◆ **CHALLENGE**:
From the entries that follow, extract each line holding the string "React".
☆ ☆ ☆ ☆
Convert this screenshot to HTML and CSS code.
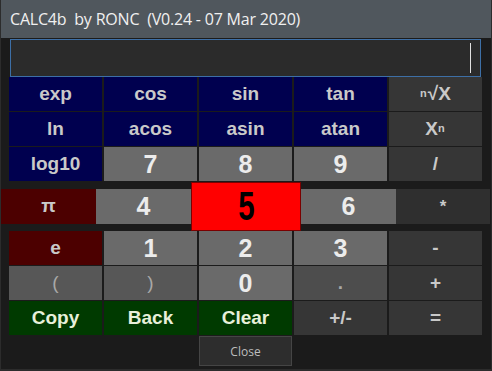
FILE: index.html
```html
<!DOCTYPE html>
<html lang="en">
<head>
    <meta charset="UTF-8">
    <title>CALC4b</title>
    <link rel="stylesheet" href="styles.css">
</head>
<body>
<div class="window">
    <div class="titlebar">CALC4b  by RONC  (V0.24 - 07 Mar 2020)</div>

    <div class="display"><span class="cursor"></span></div>

    <div class="grid">
        <div class="key fn">exp</div>
        <div class="key fn">cos</div>
        <div class="key fn">sin</div>
        <div class="key fn">tan</div>
        <div class="key op"><sup>n</sup>√X</div>

        <div class="key fn">ln</div>
        <div class="key fn">acos</div>
        <div class="key fn">asin</div>
        <div class="key fn">atan</div>
        <div class="key op">X<sup>n</sup></div>

        <div class="key fn">log10</div>
        <div class="key num">7</div>
        <div class="key num">8</div>
        <div class="key num">9</div>
        <div class="key op">/</div>
    </div>

    <div class="mid-row">
        <div class="key const">π</div>
        <div class="key num">4</div>
        <div class="key five"><span>5</span></div>
        <div class="key num">6</div>
        <div class="key op star">*</div>
    </div>

    <div class="grid">
        <div class="key const">e</div>
        <div class="key num">1</div>
        <div class="key num">2</div>
        <div class="key num">3</div>
        <div class="key op">-</div>

        <div class="key paren">(</div>
        <div class="key paren">)</div>
        <div class="key num">0</div>
        <div class="key dot">.</div>
        <div class="key op">+</div>

        <div class="key act">Copy</div>
        <div class="key act">Back</div>
        <div class="key act">Clear</div>
        <div class="key op">+/-</div>
        <div class="key op">=</div>
    </div>

    <div class="footer">
        <button class="close-btn">Close</button>
    </div>
</div>
</body>
</html>
```

FILE: styles.css
```css
body {
    margin: 0;
    background-color: #1b1b1b;
    font-family: "Liberation Sans", Arial, sans-serif;
}

.window {
    width: 492px;
    height: 371px;
    box-sizing: border-box;
    border-left: 1px solid #2c2c2c;
    border-right: 1px solid #2c2c2c;
    border-bottom: 2px solid #2c2c2c;
    background-color: #1b1b1b;
    overflow: hidden;
}

.titlebar {
    height: 38px;
    margin: 0 -1px;
    padding-left: 10px;
    background-color: #50575d;
    color: #f0f0f0;
    font-family: "Open Sans", sans-serif;
    font-size: 16px;
    line-height: 38px;
    white-space: pre;
    letter-spacing: -0.2px;
}

.display {
    height: 38px;
    margin: 1px 10px 0 9px;
    box-sizing: border-box;
    border: 1px solid #3d6fa6;
    background-color: #2b2b2b;
    display: flex;
    justify-content: flex-end;
    align-items: center;
    padding-right: 9px;
}

.cursor {
    width: 1px;
    height: 30px;
    background-color: #e0e0e0;
}

.grid {
    display: grid;
    grid-template-columns: repeat(5, 93px);
    grid-auto-rows: 34px;
    gap: 1px 2px;
    margin-left: 8px;
}

.key {
    display: flex;
    align-items: center;
    justify-content: center;
    font-weight: bold;
    font-size: 19px;
    color: #c9c9c9;
}

.fn {
    background-color: #00004f;
}

.num {
    background-color: #6a6a6a;
    color: #ececec;
    font-size: 25px;
}

.op {
    background-color: #363636;
}

.op sup {
    font-size: 11px;
    margin-right: 1px;
    position: relative;
    top: -1px;
}

.const {
    background-color: #4c0000;
}

.paren {
    background-color: #575757;
    color: #a8a8a8;
    font-weight: normal;
}

.dot {
    background-color: #4d4d4d;
    color: #a8a8a8;
}

.act {
    background-color: #003a00;
    color: #e8f0da;
}

.mid-row {
    display: grid;
    grid-template-columns: 95px 95px 110px 95px 94px;
    height: 50px;
    align-items: center;
}

.mid-row .key {
    height: 35px;
}

.mid-row .five {
    height: 49px;
    box-sizing: border-box;
    border: 1px solid #7a0000;
    background-color: #ff0000;
    color: #000;
    font-size: 41px;
}

.five span {
    display: inline-block;
    transform: scaleX(0.72);
}

.mid-row .star {
    background-color: #2f2f2f;
    font-size: 17px;
    align-items: flex-start;
    padding-top: 8px;
    box-sizing: border-box;
}

.footer {
    display: grid;
    grid-template-columns: repeat(5, 93px);
    gap: 2px;
    margin: 1px 0 0 8px;
}

.close-btn {
    grid-column: 3;
    height: 30px;
    border: 1px solid #454545;
    background-color: #2d2d2d;
    color: #bdbdbd;
    font-family: "Open Sans", sans-serif;
    font-size: 12px;
}
```
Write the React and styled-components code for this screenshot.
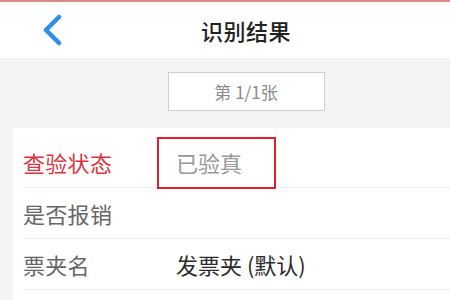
import React from "react";
import styled, { createGlobalStyle } from "styled-components";

const Global = createGlobalStyle`
  html, body { margin: 0; padding: 0; background: #f4f4f5; }
  body { font-family: "Noto Sans CJK SC", "Noto Sans", sans-serif; }
`;

const Page = styled.div`
  width: 450px;
  height: 300px;
  overflow: hidden;
  display: flex;
  flex-direction: column;
  background: #f4f4f5;
  border-top: 2px solid #d98a7c;
  box-sizing: border-box;
`;

const Header = styled.div`
  height: 56px;
  background: #fff;
  display: grid;
  grid-template-columns: 90px 1fr 48px;
  align-items: center;
`;

const Back = styled.div`
  display: flex;
  align-items: center;
  padding-left: 41px;
  padding-top: 0px;
`;

const Title = styled.div`
  text-align: center;
  font-size: 22px;
  font-weight: 500;
  color: #222;
  letter-spacing: 0.5px;
  line-height: 1;
  padding-top: 0px;
`;

const PagerBar = styled.div`
  height: 70px;
  display: flex;
  justify-content: center;
  align-items: flex-start;
  padding-top: 14px;
  padding-left: 42px;
  box-sizing: border-box;
`;

const Pager = styled.div`
  width: 157px;
  height: 39px;
  box-sizing: border-box;
  border: 1.5px solid #cfcfcf;
  background: #fff;
  color: #8a8a8a;
  font-size: 17px;
  display: flex;
  align-items: center;
  justify-content: center;
`;

const Card = styled.div`
  flex: 1;
  margin-left: 13px;
  background: #fff;
  padding-top: 9px;
  border-radius: 2px 0 0 0;
`;

const Row = styled.div`
  height: 50px;
  display: flex;
  align-items: center;
  position: relative;
  border-bottom: 1px solid #f1f1f1;
  margin-left: 10px;
`;

const Label = styled.div`
  width: 153px;
  font-size: 22px;
  line-height: 1;
  color: ${(p) => (p.$red ? "#d8363f" : "#666")};
  letter-spacing: 0.3px;
`;

const Value = styled.div`
  font-size: 22px;
  line-height: 1;
  color: ${(p) => (p.$muted ? "#999" : "#2a2a2a")};
`;

const Highlight = styled.div`
  position: absolute;
  left: 134px;
  top: 0px;
  width: 119px;
  height: 52px;
  box-sizing: border-box;
  border: 2px solid #e0202a;
`;

export default function App() {
  return (
    <>
      <Global />
      <Page>
        <Header>
          <Back>
            <svg width="22" height="32" viewBox="0 0 22 32">
              <path
                d="M18 3 L5 16 L18 29"
                fill="none"
                stroke="#2f8ee8"
                strokeWidth="4.5"
                strokeLinecap="round"
                strokeLinejoin="round"
              />
            </svg>
          </Back>
          <Title>识别结果</Title>
          <div />
        </Header>
        <PagerBar>
          <Pager>第 1/1张</Pager>
        </PagerBar>
        <Card>
          <Row>
            <Label $red>查验状态</Label>
            <Value $muted>已验真</Value>
            <Highlight />
          </Row>
          <Row>
            <Label>是否报销</Label>
          </Row>
          <Row>
            <Label>票夹名</Label>
            <Value>发票夹 (默认)</Value>
          </Row>
        </Card>
      </Page>
    </>
  );
}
☆ ☆ ☆ ☆
◆ **FINISHED EXERCISE**:
Write the React and styled-components code for this screenshot.
import React from "react";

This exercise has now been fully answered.